WHAT IS BEING ASKED:
Only the lines from the top of the records below through the line containing "import React from" should be printed, exactly and without pictures.
>> begin DATA LINES
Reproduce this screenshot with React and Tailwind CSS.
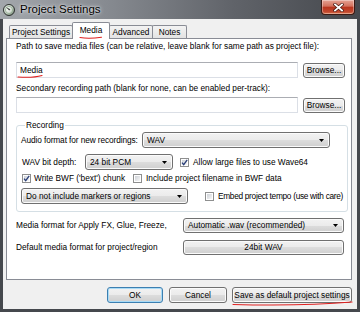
import React from "react";

function Btn({ children, className = "", def = false }) {
  return (
    <div
      className={`flex items-center justify-center rounded-[3px] border ${
        def
          ? "border-[#3c7fb1] shadow-[inset_0_0_0_1px_#a9dbf6]"
          : "border-[#707070] shadow-[inset_0_0_0_1px_#fbfbfb]"
      } bg-[linear-gradient(#f2f2f2,#ebebeb_50%,#dddddd_50%,#cfcfcf)] text-[8.3px] leading-none text-black whitespace-nowrap ${className}`}
    >
      {children}
    </div>
  );
}

function Arrow() {
  return (
    <svg width="5" height="3" viewBox="0 0 5 3" className="shrink-0">
      <path d="M0 0H5L2.5 3Z" fill="#000" />
    </svg>
  );
}

function Combo({ children, className = "" }) {
  return (
    <div
      className={`flex items-center rounded-[3px] border border-[#707070] bg-[linear-gradient(#f2f2f2,#ebebeb_50%,#dddddd_50%,#cfcfcf)] shadow-[inset_0_0_0_1px_#fbfbfb] pl-[4px] pr-[5px] text-[8.3px] leading-none text-black ${className}`}
    >
      <span className="flex-1 whitespace-nowrap">{children}</span>
      <Arrow />
    </div>
  );
}

function Check({ checked = false }) {
  return (
    <div className="relative w-[9px] h-[9px] shrink-0 border border-[#8e8f8f] bg-white p-[1px]">
      <div className="w-full h-full bg-[linear-gradient(135deg,#cdd1d7,#f7f7f7)]" />
      {checked && (
        <svg
          width="9"
          height="9"
          viewBox="0 0 9 9"
          className="absolute left-[-1px] top-[-1px]"
        >
          <path
            d="M2 4.6L3.7 6.6L7.2 1.8"
            fill="none"
            stroke="#2a3f78"
            strokeWidth="1.3"
          />
        </svg>
      )}
    </div>
  );
}

function Input({ children, className = "" }) {
  return (
    <div
      className={`flex items-center border border-[#dbdfe6] border-t-[#abadb3] bg-white pl-[3px] text-[8.3px] leading-none text-black ${className}`}
    >
      {children}
    </div>
  );
}

export default function App() {
  return (
    <div className="w-[360px] h-[312px] flex flex-col overflow-hidden bg-[#45484d] font-['Liberation_Sans',Arial,sans-serif] text-black">
      {/* title bar */}
      <div className="relative h-[19px] shrink-0 flex items-center bg-[linear-gradient(90deg,#a3a7ac_0%,#868a90_30%,#606369_65%,#45484d_100%)]">
        <div className="ml-[3px] w-[12px] h-[12px] shrink-0">
          <svg width="12" height="12" viewBox="0 0 12 12">
            <defs>
              <radialGradient id="ic" cx="40%" cy="40%" r="60%">
                <stop offset="0" stopColor="#ffffff" />
                <stop offset="0.7" stopColor="#c9d2c8" />
                <stop offset="1" stopColor="#7c8a7c" />
              </radialGradient>
            </defs>
            <circle cx="6" cy="6" r="5.5" fill="url(#ic)" stroke="#2e3430" strokeWidth="1" />
            <path d="M2.5 2.8L6.2 6.6L7.4 5.2Z" fill="#3b423d" />
            <circle cx="6" cy="6" r="3.6" fill="none" stroke="#7aa07a" strokeWidth="0.6" />
          </svg>
        </div>
        <span className="ml-[5px] text-[11.5px] leading-none text-black [text-shadow:0_0_4px_#e8eaec,0_0_2px_#e8eaec]">
          Project Settings
        </span>
        <div className="ml-auto mr-[5px] self-start w-[34px] h-[15px] rounded-b-[4px] border border-t-0 border-[#3b1a14] bg-[linear-gradient(#e6a394_0%,#d2705c_45%,#b8341d_50%,#c2482f_85%,#dd7a4f_100%)] shadow-[inset_0_0_0_1px_rgba(255,255,255,0.35)] flex items-center justify-center">
          <svg width="11" height="9" viewBox="0 0 11 9">
            <path d="M2 1.5L9 7.5M9 1.5L2 7.5" stroke="#4a1a12" strokeWidth="3.2" strokeLinecap="square" />
            <path d="M2 1.5L9 7.5M9 1.5L2 7.5" stroke="#ffffff" strokeWidth="1.8" strokeLinecap="square" />
          </svg>
        </div>
      </div>

      {/* body */}
      <div className="relative flex-1 ml-[3px] mr-[3px] mb-[3px] bg-[#f0f0f0] flex flex-col pl-[3px] pr-[5px] pt-[3px] text-[8.3px] leading-none">
        {/* tabs */}
        <div className="h-[16px] flex items-end pl-[3px] relative z-10">
          <div className="w-[64px] h-[13px] border border-b-0 border-[#898c95] bg-[linear-gradient(#f3f3f3,#e3e3e3)] flex items-center justify-center rounded-t-[2px] whitespace-nowrap">
            Project Settings
          </div>
          <div className="w-[38px] h-[17px] -ml-[1px] -mb-[1px] border border-b-0 border-[#898c95] bg-white flex items-center justify-center rounded-t-[2px] pb-[1px]">
            Media
          </div>
          <div className="w-[44px] h-[13px] -ml-[1px] border border-b-0 border-[#898c95] bg-[linear-gradient(#f3f3f3,#e3e3e3)] flex items-center justify-center rounded-t-[2px]">
            Advanced
          </div>
          <div className="w-[35px] h-[13px] -ml-[1px] border border-b-0 border-[#898c95] bg-[linear-gradient(#f3f3f3,#e3e3e3)] flex items-center justify-center rounded-t-[2px]">
            Notes
          </div>
        </div>

        {/* panel */}
        <div className="h-[242px] border border-[#898c95] bg-white flex flex-col pl-[9px] pr-[5px]">
          <div className="mt-[2px] h-[11px] flex items-center whitespace-nowrap">
            Path to save media files (can be relative, leave blank for same path as project file):
          </div>
          <div className="mt-[10px] h-[16px] flex items-center">
            <Input className="w-[282px] h-[16px]">Media</Input>
            <Btn className="ml-[5px] w-[42px] h-[15px]">Browse...</Btn>
          </div>
          <div className="mt-[5px] h-[11px] flex items-center whitespace-nowrap">
            Secondary recording path (blank for none, can be enabled per-track):
          </div>
          <div className="mt-[3px] h-[16px] flex items-center">
            <Input className="w-[282px] h-[16px]" />
            <Btn className="ml-[5px] w-[42px] h-[15px]">Browse...</Btn>
          </div>

          {/* group box */}
          <fieldset className="mt-[7px] border border-[#d5dfe5] rounded-[3px] pl-[4px] pb-[7px] pr-[4px]">
            <legend className="ml-[4px] px-[1px] h-[11px] leading-[11px] text-[#000]">Recording</legend>
            <div className="mt-[1px] h-[16px] flex items-center">
              <span className="w-[121px] whitespace-nowrap tracking-[-0.1px]">Audio format for new recordings:</span>
              <Combo className="w-[188px] h-[16px]">WAV</Combo>
            </div>
            <div className="mt-[6px] h-[16px] flex items-center">
              <span className="w-[64px] whitespace-nowrap pl-[1px]">WAV bit depth:</span>
              <Combo className="w-[88px] h-[16px]">24 bit PCM</Combo>
              <div className="ml-[7px] flex items-center gap-[4px] whitespace-nowrap">
                <Check checked />
                <span>Allow large files to use Wave64</span>
              </div>
            </div>
            <div className="mt-[3px] h-[10px] flex items-center">
              <div className="ml-[1px] w-[111px] flex items-center gap-[3px] whitespace-nowrap">
                <Check checked />
                <span>Write BWF ('bext') chunk</span>
              </div>
              <div className="flex items-center gap-[4px] whitespace-nowrap">
                <Check />
                <span>Include project filename in BWF data</span>
              </div>
            </div>
            <div className="mt-[5px] h-[16px] flex items-center">
              <Combo className="w-[167px] h-[16px]">Do not include markers or regions</Combo>
              <div className="ml-[17px] flex items-center gap-[4px] whitespace-nowrap">
                <Check />
                <span className="tracking-[-0.3px]">Embed project tempo (use with care)</span>
              </div>
            </div>
          </fieldset>

          <div className="mt-[6px] h-[15px] flex items-center">
            <span className="w-[167px] whitespace-nowrap">Media format for Apply FX, Glue, Freeze,</span>
            <Combo className="w-[161px] h-[15px]">Automatic .wav (recommended)</Combo>
          </div>
          <div className="mt-[7px] h-[15px] flex items-center">
            <span className="w-[167px] whitespace-nowrap">Default media format for project/region</span>
            <Btn className="w-[161px] h-[15px]">24bit WAV</Btn>
          </div>
        </div>

        {/* bottom buttons */}
        <div className="mt-[7px] h-[16px] flex items-center justify-end">
          <Btn def className="w-[56px] h-[16px]">OK</Btn>
          <Btn className="ml-[6px] w-[58px] h-[16px]">Cancel</Btn>
          <Btn className="ml-[5px] w-[120px] h-[16px] border-[#404040]">Save as default project settings</Btn>
        </div>

        {/* red annotations */}
        <svg className="absolute left-0 top-0 pointer-events-none z-20" width="354" height="290" viewBox="0 0 354 290">
          <path d="M77 18.5C83 19.6 92 19.2 98.5 18.2" fill="none" stroke="#e02020" strokeWidth="1.1" strokeLinecap="round" />
          <path d="M15 58C22 58.5 32 58.5 39 56.5" fill="none" stroke="#e02020" strokeWidth="1.1" strokeLinecap="round" />
          <path d="M230 285.5C270 286.5 320 285.5 349 283" fill="none" stroke="#e02020" strokeWidth="1.1" strokeLinecap="round" />
        </svg>
      </div>
    </div>
  );
}
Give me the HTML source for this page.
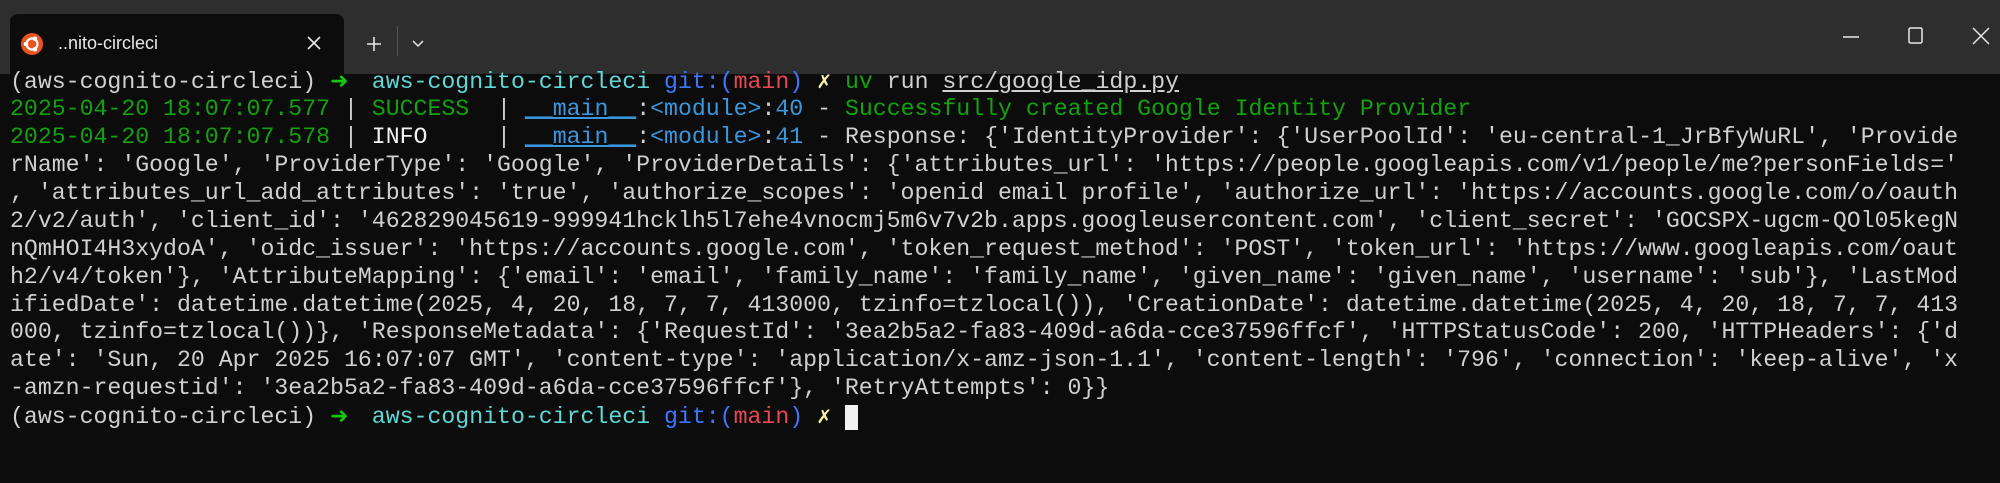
<!DOCTYPE html>
<html><head><meta charset="utf-8"><style>
*{margin:0;padding:0;box-sizing:border-box}
html,body{width:2000px;height:483px;overflow:hidden;background:#0c0c0c}
#bar{position:absolute;left:0;top:0;width:2000px;height:74px;background:#2e2e2e}
#tab{position:absolute;left:10px;top:14px;width:334px;height:60px;background:#0c0c0c;border-radius:8px 8px 0 0}
.t{position:absolute;font-family:"Liberation Sans",sans-serif;color:#e8e8e8}
#term{position:absolute;left:10px;top:68px;font-family:"Liberation Mono",monospace;font-size:23.2px;color:#d0d0d0}
#term div{height:27.95px;line-height:27.95px;white-space:pre}
.g{color:#16c60c;display:inline-block;width:13.92px;font-family:"DejaVu Sans",sans-serif;font-weight:bold;font-size:22px}
.dg{color:#13a10e}.c{color:#61d6d6}.b{color:#3b78ff}.r{color:#e74856}.y{color:#f9f1a5}.bl{color:#3a96dd}.u{text-decoration:underline}.w{color:#f2f2f2}
.cur{display:inline-block;width:13px;height:25px;background:#f2f2f2;vertical-align:middle}
</style></head><body>
<div id="bar"></div>
<div id="tab"></div>
<svg style="position:absolute;left:20px;top:32px" width="24" height="24" viewBox="0 0 24 24"><circle cx="12" cy="12" r="11" fill="#e95420"/><circle cx="12" cy="12" r="5.5" fill="none" stroke="#fff" stroke-width="2.2"/><circle cx="6" cy="12" r="2.3" fill="#fff"/><circle cx="15" cy="6.8" r="2.3" fill="#fff"/><circle cx="15" cy="17.2" r="2.3" fill="#fff"/></svg>
<div class="t" style="left:58px;top:33px;font-size:18px">..nito-circleci</div>
<svg style="position:absolute;left:306px;top:35px" width="16" height="16"><path d="M2 2L14 14M14 2L2 14" stroke="#e8e8e8" stroke-width="1.6"/></svg>
<svg style="position:absolute;left:366px;top:36px" width="16" height="16"><path d="M8 1V15M1 8H15" stroke="#e8e8e8" stroke-width="1.6"/></svg>
<div style="position:absolute;left:397px;top:26px;width:1px;height:30px;background:#555"></div>
<svg style="position:absolute;left:411px;top:39px" width="14" height="10"><path d="M2 2L7 7L12 2" fill="none" stroke="#e8e8e8" stroke-width="1.5"/></svg>
<svg style="position:absolute;left:1843px;top:34px" width="16" height="6"><path d="M0 3H16" stroke="#e8e8e8" stroke-width="1.5"/></svg>
<svg style="position:absolute;left:1908px;top:26px" width="16" height="20"><rect x="1" y="2" width="13" height="15" rx="1.5" fill="none" stroke="#e8e8e8" stroke-width="1.5"/></svg>
<svg style="position:absolute;left:1972px;top:27px" width="18" height="18"><path d="M1 1L17 17M17 1L1 17" stroke="#e8e8e8" stroke-width="1.5"/></svg>
<div id="term"><div>(aws-cognito-circleci) <span class="g">➜</span>  <span class="c">aws-cognito-circleci</span> <span class="b">git:(</span><span class="r">main</span><span class="b">)</span> <span class="y">✗</span> <span class="dg">uv</span> run <span class="u">src/google_idp.py</span></div><div><span class="dg">2025-04-20 18:07:07.577</span> | <span class="dg">SUCCESS</span>  | <span class="bl u">__main__</span>:<span class="bl">&lt;module&gt;</span>:<span class="bl">40</span> - <span class="dg">Successfully created Google Identity Provider</span></div><div><span class="dg">2025-04-20 18:07:07.578</span> | <span class="w">INFO</span>     | <span class="bl u">__main__</span>:<span class="bl">&lt;module&gt;</span>:<span class="bl">41</span> - Response: {'IdentityProvider': {'UserPoolId': 'eu-central-1_JrBfyWuRL', 'Provide</div><div>rName': 'Google', 'ProviderType': 'Google', 'ProviderDetails': {'attributes_url': 'https://people.googleapis.com/v1/people/me?personFields='</div><div>, 'attributes_url_add_attributes': 'true', 'authorize_scopes': 'openid email profile', 'authorize_url': 'https://accounts.google.com/o/oauth</div><div>2/v2/auth', 'client_id': '462829045619-999941hcklh5l7ehe4vnocmj5m6v7v2b.apps.googleusercontent.com', 'client_secret': 'GOCSPX-ugcm-QOl05kegN</div><div>nQmHOI4H3xydoA', 'oidc_issuer': 'https://accounts.google.com', 'token_request_method': 'POST', 'token_url': 'https://www.googleapis.com/oaut</div><div>h2/v4/token'}, 'AttributeMapping': {'email': 'email', 'family_name': 'family_name', 'given_name': 'given_name', 'username': 'sub'}, 'LastMod</div><div>ifiedDate': datetime.datetime(2025, 4, 20, 18, 7, 7, 413000, tzinfo=tzlocal()), 'CreationDate': datetime.datetime(2025, 4, 20, 18, 7, 7, 413</div><div>000, tzinfo=tzlocal())}, 'ResponseMetadata': {'RequestId': '3ea2b5a2-fa83-409d-a6da-cce37596ffcf', 'HTTPStatusCode': 200, 'HTTPHeaders': {'d</div><div>ate': 'Sun, 20 Apr 2025 16:07:07 GMT', 'content-type': 'application/x-amz-json-1.1', 'content-length': '796', 'connection': 'keep-alive', 'x</div><div>-amzn-requestid': '3ea2b5a2-fa83-409d-a6da-cce37596ffcf'}, 'RetryAttempts': 0}}</div><div>(aws-cognito-circleci) <span class="g">➜</span>  <span class="c">aws-cognito-circleci</span> <span class="b">git:(</span><span class="r">main</span><span class="b">)</span> <span class="y">✗</span> <span class="cur"></span></div></div>
</body></html>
>> end DATA LINES
WRITTEN REPLY:
Reproduce this screenshot with React and Tailwind CSS.
import React from "react";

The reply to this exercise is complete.